● **Task objective**
Extract each line holding the word "this" from the entries.

(Data extracted from a collection)
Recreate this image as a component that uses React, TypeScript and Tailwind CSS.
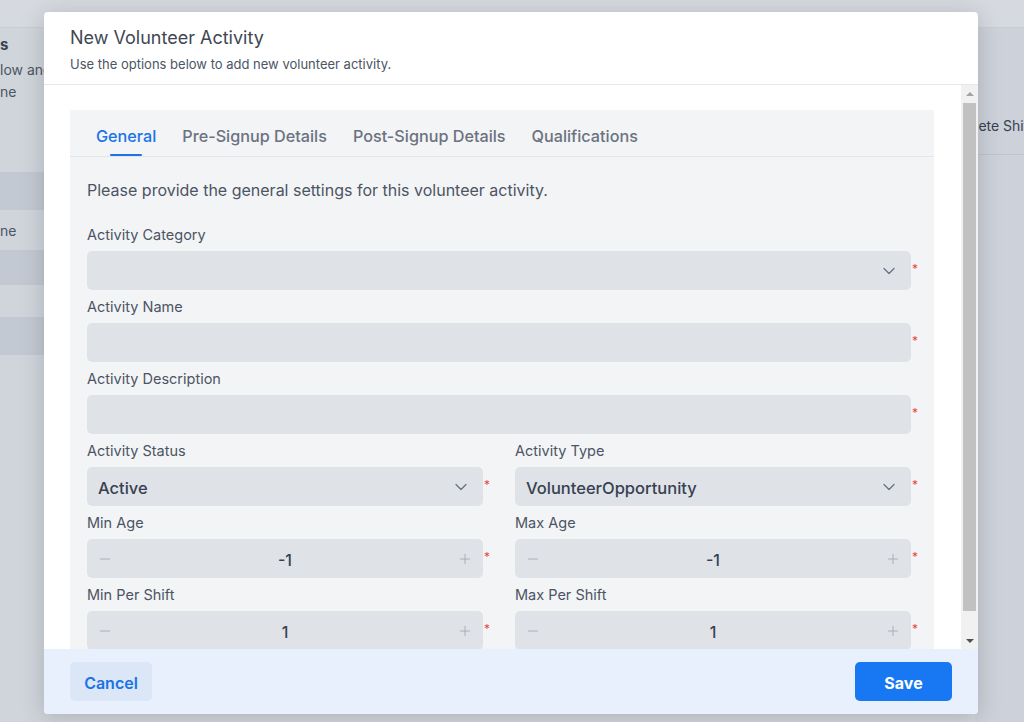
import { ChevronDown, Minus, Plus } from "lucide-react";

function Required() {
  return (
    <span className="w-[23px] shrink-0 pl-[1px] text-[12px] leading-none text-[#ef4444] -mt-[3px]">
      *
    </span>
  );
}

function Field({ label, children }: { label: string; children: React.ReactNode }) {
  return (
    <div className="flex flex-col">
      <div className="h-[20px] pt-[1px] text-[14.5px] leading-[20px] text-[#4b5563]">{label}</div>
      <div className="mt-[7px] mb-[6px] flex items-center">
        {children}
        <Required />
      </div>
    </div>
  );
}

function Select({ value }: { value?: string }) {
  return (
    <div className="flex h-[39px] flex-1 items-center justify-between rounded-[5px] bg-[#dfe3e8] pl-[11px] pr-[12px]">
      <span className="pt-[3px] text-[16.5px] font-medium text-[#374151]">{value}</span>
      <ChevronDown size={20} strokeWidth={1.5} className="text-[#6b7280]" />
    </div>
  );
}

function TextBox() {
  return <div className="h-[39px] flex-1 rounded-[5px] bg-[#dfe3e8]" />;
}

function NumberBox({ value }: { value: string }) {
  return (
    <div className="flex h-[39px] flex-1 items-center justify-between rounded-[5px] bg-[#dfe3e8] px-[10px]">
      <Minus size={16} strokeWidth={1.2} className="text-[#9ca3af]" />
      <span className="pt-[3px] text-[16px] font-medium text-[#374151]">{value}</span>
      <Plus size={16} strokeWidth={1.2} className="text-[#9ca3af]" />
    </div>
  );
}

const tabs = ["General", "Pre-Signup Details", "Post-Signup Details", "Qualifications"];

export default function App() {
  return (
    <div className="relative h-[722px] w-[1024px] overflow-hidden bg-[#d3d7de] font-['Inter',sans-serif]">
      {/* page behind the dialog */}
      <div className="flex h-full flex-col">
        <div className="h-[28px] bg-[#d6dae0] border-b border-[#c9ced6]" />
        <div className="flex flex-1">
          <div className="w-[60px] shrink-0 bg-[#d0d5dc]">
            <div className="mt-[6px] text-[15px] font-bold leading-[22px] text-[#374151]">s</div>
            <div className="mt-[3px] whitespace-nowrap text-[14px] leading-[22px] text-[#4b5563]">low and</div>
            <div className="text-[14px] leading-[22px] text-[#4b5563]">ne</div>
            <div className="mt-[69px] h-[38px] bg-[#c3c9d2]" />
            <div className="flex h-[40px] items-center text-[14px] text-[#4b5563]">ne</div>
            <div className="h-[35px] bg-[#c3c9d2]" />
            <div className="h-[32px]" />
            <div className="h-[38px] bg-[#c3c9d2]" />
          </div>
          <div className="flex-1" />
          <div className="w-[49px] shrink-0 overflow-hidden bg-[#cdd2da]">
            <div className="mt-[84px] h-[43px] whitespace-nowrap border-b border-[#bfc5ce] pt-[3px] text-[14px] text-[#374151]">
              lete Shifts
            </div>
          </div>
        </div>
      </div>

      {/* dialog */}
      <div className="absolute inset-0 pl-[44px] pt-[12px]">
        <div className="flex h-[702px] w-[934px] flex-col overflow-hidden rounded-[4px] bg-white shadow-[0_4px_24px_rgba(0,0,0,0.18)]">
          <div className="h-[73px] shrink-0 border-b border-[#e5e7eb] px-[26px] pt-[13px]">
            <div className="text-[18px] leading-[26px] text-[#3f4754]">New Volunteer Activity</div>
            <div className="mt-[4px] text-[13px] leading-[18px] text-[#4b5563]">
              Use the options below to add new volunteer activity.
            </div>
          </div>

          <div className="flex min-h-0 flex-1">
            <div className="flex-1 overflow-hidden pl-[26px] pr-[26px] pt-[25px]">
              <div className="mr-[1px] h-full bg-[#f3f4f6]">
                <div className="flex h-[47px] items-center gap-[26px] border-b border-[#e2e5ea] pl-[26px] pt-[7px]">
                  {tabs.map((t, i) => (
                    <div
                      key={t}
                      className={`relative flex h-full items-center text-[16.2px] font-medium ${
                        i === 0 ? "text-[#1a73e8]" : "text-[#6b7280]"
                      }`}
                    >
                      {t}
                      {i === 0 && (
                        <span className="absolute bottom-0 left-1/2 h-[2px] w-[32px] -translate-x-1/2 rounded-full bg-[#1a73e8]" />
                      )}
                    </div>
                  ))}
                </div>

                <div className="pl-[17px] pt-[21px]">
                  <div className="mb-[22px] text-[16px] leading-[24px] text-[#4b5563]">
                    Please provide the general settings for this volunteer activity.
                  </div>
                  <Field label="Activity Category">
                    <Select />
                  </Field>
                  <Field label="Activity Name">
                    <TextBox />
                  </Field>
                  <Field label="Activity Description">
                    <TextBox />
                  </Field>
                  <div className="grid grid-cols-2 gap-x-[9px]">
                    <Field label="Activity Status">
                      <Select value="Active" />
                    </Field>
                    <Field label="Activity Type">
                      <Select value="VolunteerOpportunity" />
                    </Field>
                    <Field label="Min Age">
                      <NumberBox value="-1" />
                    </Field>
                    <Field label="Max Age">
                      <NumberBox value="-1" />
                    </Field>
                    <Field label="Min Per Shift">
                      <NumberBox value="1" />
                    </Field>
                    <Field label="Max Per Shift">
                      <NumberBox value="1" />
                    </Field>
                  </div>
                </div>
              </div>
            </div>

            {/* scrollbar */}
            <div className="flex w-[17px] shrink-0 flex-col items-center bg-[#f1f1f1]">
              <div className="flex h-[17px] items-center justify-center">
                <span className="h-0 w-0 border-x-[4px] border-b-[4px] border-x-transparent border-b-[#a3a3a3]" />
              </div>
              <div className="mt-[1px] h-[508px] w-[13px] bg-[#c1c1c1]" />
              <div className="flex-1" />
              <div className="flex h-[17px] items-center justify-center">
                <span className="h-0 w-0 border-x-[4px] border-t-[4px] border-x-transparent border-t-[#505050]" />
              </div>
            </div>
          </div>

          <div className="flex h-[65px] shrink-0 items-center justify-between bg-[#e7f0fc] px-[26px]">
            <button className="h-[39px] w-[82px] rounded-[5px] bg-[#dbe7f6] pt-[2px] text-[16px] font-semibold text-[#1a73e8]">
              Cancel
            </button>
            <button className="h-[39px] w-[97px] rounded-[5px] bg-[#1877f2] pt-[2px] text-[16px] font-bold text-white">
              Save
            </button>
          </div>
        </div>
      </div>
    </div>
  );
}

==

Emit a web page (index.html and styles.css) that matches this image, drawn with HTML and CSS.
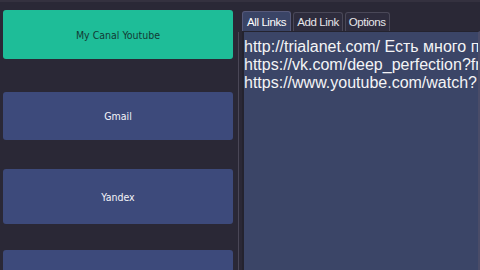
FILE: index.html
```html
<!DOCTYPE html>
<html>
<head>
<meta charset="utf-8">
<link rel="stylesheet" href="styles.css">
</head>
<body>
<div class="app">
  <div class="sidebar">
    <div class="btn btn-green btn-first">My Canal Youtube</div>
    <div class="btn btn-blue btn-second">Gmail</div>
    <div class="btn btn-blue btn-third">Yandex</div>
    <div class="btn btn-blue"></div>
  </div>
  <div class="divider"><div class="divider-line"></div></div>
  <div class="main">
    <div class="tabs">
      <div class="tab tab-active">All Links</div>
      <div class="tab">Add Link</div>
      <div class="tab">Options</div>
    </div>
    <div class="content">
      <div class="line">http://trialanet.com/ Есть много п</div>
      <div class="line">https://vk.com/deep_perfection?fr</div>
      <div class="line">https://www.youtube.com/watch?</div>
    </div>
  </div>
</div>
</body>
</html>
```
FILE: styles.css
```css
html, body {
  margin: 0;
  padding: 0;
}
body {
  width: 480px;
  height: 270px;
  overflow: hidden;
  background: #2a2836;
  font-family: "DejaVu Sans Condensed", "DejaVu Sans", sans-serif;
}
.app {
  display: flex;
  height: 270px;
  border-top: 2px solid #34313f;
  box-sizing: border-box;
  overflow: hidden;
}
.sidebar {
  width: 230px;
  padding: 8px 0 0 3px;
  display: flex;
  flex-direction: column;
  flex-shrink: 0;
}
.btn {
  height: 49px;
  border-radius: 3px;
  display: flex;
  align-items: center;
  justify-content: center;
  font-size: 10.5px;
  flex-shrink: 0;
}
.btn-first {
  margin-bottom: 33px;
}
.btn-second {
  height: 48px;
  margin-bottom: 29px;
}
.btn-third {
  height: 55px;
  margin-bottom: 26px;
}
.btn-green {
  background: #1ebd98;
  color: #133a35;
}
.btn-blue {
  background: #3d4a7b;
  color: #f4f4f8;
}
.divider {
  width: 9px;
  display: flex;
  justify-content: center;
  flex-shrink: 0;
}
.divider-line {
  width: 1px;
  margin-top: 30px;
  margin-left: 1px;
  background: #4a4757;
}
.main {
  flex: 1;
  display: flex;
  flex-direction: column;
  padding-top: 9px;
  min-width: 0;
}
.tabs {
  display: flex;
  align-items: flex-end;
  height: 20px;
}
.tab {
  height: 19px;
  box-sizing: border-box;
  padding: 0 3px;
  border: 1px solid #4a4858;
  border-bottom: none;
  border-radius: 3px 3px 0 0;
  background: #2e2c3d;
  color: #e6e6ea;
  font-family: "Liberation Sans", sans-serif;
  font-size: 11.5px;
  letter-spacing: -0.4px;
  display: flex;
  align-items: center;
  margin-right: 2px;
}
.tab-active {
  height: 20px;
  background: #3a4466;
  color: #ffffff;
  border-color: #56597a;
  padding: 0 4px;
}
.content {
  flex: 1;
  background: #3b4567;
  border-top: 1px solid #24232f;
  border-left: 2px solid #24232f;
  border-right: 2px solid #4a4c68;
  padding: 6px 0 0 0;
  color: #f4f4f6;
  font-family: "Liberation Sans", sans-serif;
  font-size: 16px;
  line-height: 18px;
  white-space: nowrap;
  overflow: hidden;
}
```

● **Answer in full**
Recreate this image as a component that uses React, TypeScript and Tailwind CSS.
                    Please provide the general settings for this volunteer activity.
Emit a web page (index.html and styles.css) that matches this image, drawn with HTML and CSS.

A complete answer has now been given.